Centralized Network Utility Maximization with Accelerated Gradient Method

TL;DR

This paper introduces a scalable, efficient centralized algorithm for network utility maximization in SDN networks, leveraging smooth optimization and accelerated gradient methods to improve convergence speed and solution accuracy.

Contribution

The paper develops a novel centralized NUM algorithm using smooth functions and Nesterov's acceleration, achieving the fastest convergence rate and scalability with respect to network size.

Findings

Achieves $O(d/t^2)$ convergence rate, fastest among similar methods.

Obtains accurate, near-optimal solutions with fewer iterations.
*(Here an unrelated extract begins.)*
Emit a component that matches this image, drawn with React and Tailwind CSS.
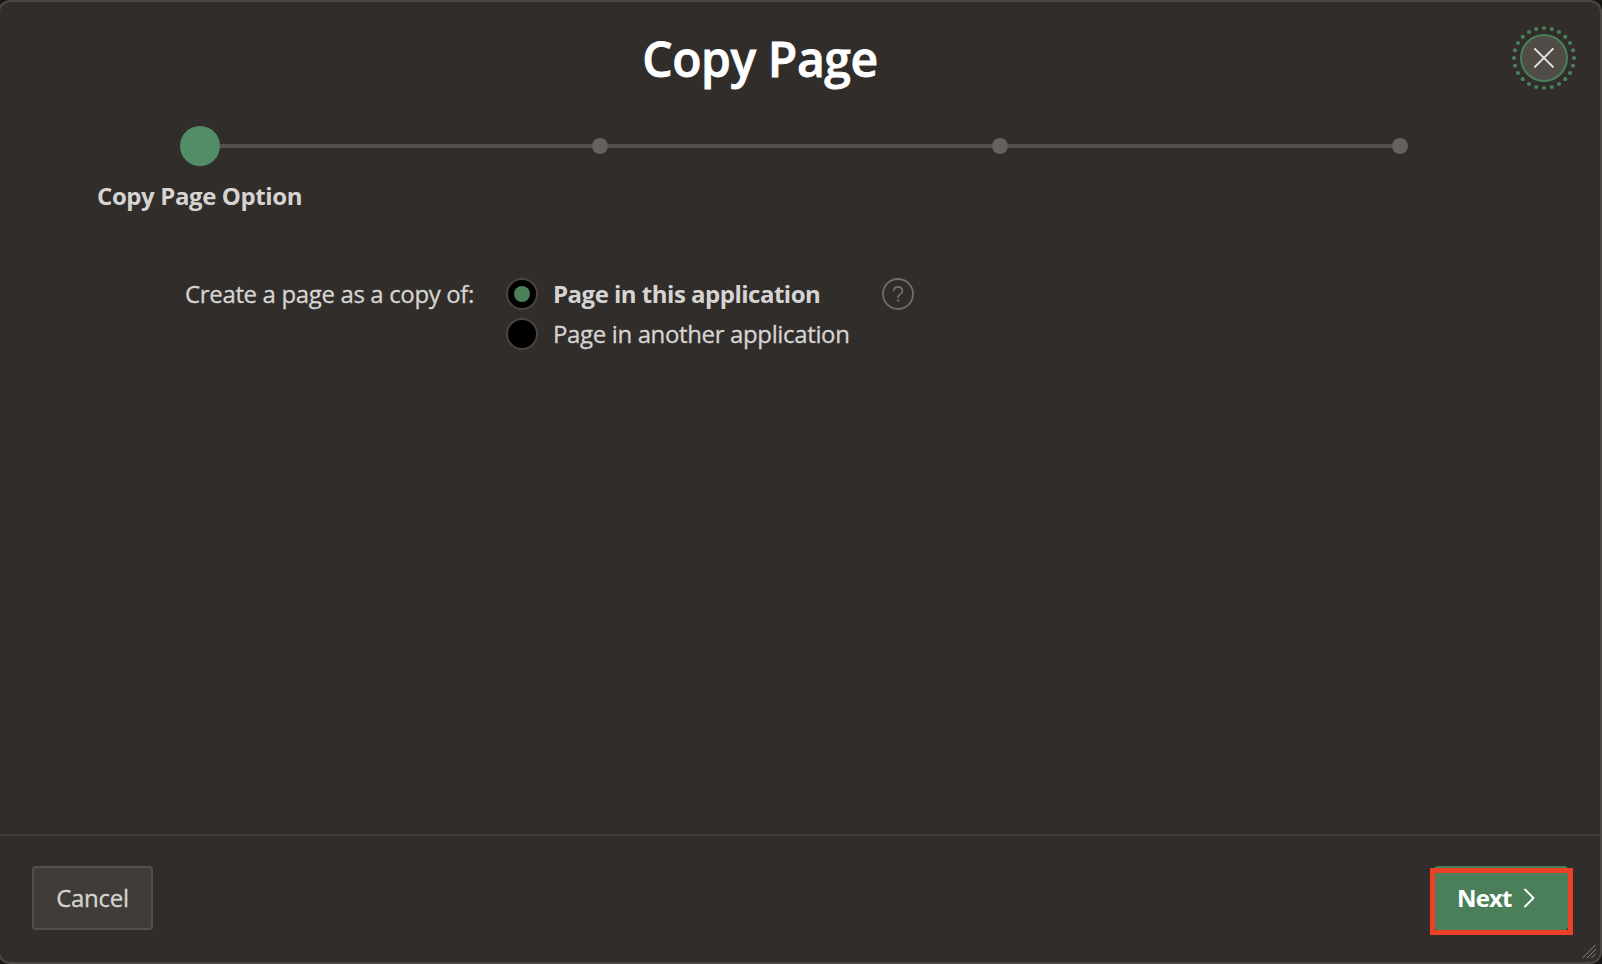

Demonstrates scalability with the number of network flows.

Abstract

Network utility maximization (NUM) is a well-studied problem for network traffic management and resource allocation. Because of the inherent decentralization and complexity of networks, most researches develop decentralized NUM algorithms. In recent years, the Software Defined Networking (SDN) architecture has been widely used, especially in cloud networks and inter-datacenter networks managed by large enterprises, promoting the design of centralized NUM algorithms. To cope with the large and increasing number of flows in such SDN networks, existing researches about centralized NUM focus on the scalability of the algorithm with respect to the number of flows, however the efficiency is ignored. In this paper, we focus on the SDN scenario, and derive a centralized, efficient and scalable algorithm for the NUM problem. By the designing of a smooth utility function and a smooth penalty function, we formulate the NUM problem with a smooth objective function, which enables the use of Nesterov's accelerated gradient method. We prove that the proposed method has $O(d/t^2)$ convergence rate, which is the fastest with respect to the number of iterations $t$, and our method is scalable with respect to the number of flows $d$ in the network. Experiments show that our method obtains accurate solutions with less iterations, and achieves close-to-optimal network utility.